--- Records for the task ---

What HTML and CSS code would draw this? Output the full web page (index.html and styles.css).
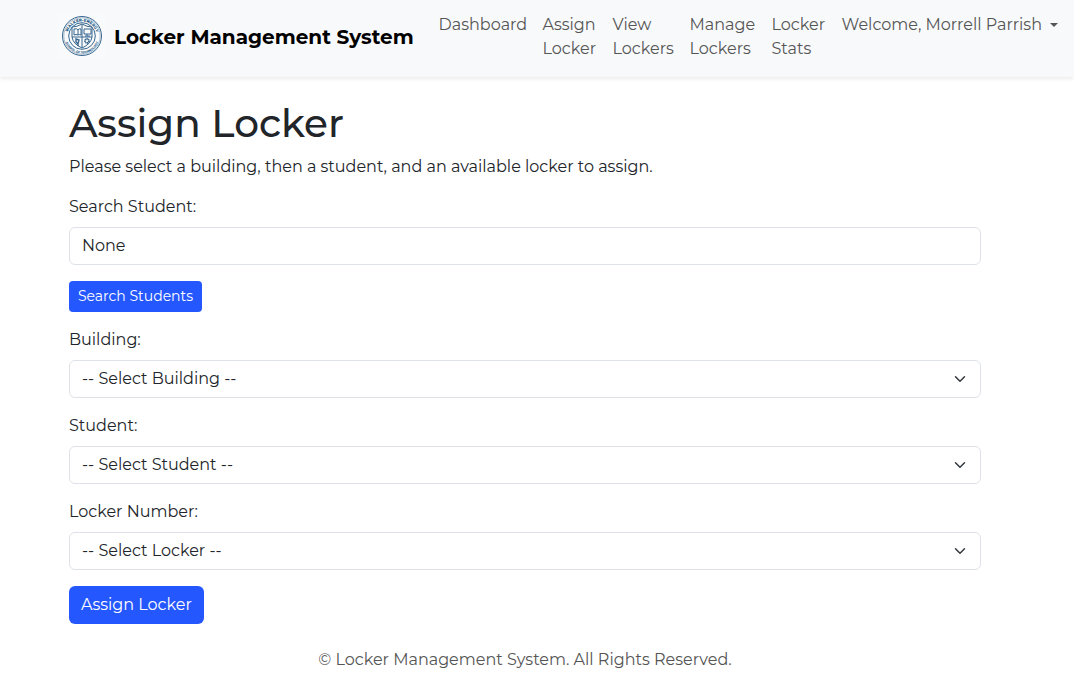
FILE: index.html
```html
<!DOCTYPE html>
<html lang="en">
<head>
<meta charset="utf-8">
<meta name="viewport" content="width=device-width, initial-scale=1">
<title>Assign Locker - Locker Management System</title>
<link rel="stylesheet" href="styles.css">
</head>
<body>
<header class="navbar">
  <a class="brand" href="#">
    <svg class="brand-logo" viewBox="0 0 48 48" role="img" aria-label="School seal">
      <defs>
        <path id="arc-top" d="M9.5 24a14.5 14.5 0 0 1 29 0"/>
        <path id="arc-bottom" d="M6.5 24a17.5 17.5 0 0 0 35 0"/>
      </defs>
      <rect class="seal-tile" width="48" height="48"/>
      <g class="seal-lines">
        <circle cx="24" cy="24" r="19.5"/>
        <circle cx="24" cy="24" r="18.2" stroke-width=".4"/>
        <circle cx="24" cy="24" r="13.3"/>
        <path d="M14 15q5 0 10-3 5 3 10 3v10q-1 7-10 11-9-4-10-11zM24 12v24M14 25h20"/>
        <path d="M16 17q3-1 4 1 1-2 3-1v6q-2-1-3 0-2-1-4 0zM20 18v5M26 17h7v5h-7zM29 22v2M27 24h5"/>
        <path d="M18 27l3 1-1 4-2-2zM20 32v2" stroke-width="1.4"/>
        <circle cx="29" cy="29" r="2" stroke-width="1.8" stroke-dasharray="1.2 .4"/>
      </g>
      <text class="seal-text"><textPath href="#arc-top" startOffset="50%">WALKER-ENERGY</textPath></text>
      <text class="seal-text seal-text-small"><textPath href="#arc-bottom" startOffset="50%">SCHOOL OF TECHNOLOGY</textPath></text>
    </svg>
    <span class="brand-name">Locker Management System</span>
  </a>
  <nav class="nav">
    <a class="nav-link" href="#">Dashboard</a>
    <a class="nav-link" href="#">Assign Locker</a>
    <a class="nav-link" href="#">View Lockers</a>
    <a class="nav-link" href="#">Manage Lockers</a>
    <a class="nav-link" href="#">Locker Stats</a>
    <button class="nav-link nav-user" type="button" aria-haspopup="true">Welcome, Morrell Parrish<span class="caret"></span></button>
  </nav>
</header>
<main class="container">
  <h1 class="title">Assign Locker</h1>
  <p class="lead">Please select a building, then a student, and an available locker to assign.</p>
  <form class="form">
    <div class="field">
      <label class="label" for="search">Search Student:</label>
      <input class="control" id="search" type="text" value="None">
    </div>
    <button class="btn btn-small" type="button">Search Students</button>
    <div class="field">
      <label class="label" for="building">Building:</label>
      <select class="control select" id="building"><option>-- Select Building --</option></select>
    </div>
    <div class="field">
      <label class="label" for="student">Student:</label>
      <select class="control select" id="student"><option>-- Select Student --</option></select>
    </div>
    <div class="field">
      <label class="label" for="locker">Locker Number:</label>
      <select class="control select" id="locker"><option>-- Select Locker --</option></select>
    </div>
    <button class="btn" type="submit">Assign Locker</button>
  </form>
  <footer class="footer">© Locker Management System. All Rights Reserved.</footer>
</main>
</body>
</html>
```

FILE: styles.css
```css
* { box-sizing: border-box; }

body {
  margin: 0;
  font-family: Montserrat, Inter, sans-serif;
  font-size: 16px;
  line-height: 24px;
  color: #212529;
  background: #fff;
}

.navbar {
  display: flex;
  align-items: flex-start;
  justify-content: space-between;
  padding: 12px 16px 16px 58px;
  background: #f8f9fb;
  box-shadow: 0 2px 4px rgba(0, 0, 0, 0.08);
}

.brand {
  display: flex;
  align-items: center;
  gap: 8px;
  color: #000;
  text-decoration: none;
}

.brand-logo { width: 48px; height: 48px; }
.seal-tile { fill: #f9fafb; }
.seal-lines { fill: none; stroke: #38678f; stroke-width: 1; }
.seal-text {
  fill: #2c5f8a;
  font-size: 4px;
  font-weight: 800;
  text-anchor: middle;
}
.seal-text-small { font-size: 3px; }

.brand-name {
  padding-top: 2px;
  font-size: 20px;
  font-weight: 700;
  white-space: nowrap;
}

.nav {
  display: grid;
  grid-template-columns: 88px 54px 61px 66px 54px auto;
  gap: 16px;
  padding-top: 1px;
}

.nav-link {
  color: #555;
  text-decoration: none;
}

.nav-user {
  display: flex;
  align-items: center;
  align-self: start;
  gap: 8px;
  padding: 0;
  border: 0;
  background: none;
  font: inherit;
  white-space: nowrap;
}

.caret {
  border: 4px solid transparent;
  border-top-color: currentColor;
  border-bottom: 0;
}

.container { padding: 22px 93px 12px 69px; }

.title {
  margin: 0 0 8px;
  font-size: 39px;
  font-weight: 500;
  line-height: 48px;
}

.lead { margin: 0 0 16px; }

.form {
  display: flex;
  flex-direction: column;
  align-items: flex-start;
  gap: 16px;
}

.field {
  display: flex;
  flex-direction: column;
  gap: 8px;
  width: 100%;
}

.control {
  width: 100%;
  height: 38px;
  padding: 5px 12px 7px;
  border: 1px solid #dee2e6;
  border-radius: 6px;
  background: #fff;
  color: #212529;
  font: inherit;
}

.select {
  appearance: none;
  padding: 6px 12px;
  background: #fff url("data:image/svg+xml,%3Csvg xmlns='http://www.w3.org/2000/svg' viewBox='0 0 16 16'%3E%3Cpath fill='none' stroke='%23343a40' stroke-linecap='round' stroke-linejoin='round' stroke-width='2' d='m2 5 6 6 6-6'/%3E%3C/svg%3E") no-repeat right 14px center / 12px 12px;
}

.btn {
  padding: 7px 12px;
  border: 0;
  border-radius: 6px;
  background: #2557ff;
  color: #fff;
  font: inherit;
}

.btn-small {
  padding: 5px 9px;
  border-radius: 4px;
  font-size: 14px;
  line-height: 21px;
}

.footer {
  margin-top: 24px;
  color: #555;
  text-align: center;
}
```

---
--- Records for the task ---

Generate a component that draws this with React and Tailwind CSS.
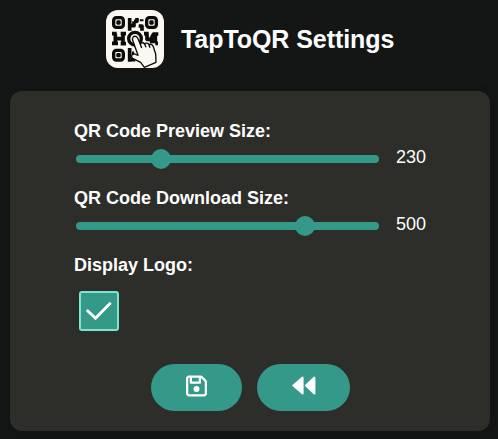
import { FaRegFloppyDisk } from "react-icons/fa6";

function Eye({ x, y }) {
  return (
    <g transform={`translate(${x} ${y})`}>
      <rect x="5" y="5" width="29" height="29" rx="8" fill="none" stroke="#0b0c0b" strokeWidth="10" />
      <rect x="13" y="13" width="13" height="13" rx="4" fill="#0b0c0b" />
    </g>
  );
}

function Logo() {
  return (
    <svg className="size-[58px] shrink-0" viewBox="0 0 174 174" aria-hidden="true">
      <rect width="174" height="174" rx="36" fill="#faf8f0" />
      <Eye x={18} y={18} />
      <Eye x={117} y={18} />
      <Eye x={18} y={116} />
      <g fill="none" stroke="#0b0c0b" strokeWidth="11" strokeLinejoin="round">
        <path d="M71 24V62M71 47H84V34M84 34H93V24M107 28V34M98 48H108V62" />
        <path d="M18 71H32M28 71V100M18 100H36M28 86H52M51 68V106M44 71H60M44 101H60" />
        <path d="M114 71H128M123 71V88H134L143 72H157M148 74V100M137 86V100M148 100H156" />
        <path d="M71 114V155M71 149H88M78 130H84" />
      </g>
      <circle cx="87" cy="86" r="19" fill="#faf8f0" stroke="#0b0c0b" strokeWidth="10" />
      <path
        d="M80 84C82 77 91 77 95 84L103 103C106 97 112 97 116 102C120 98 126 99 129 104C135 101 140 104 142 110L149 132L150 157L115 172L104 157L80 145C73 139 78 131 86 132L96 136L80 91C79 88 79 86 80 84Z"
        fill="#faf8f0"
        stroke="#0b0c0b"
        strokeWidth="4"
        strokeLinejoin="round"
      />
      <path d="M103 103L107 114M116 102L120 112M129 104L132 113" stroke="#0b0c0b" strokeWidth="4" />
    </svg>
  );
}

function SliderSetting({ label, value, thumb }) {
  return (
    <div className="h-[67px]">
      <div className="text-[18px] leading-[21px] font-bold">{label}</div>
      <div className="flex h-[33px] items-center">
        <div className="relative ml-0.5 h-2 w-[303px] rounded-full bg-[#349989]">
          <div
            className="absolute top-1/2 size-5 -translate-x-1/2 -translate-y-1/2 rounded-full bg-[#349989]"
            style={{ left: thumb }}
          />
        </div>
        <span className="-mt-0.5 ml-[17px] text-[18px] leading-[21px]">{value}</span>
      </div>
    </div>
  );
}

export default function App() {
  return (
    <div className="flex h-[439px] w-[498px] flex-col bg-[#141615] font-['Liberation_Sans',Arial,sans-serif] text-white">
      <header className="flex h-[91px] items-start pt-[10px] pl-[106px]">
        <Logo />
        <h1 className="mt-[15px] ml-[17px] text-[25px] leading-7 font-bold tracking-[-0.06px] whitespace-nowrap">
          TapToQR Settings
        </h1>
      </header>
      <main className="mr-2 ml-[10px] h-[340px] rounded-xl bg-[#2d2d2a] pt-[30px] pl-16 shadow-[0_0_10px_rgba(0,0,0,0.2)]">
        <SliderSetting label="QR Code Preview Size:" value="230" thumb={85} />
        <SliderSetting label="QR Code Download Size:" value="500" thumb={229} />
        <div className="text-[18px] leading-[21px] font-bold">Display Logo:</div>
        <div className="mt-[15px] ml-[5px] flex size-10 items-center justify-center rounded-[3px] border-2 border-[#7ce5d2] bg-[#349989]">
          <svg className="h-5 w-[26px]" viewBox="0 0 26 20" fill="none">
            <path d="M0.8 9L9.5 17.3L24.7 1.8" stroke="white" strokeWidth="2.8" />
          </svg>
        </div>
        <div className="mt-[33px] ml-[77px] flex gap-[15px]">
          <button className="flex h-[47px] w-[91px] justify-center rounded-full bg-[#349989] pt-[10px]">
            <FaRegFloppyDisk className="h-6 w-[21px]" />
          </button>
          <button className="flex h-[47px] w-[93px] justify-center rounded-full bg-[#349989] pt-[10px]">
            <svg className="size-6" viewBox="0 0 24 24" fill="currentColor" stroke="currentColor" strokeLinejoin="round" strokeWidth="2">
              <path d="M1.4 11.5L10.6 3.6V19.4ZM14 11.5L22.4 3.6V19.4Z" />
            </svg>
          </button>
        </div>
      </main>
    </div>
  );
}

---

> Task description
State how many lines of the records above contain "index", with no words besides the number.

> Correct result
2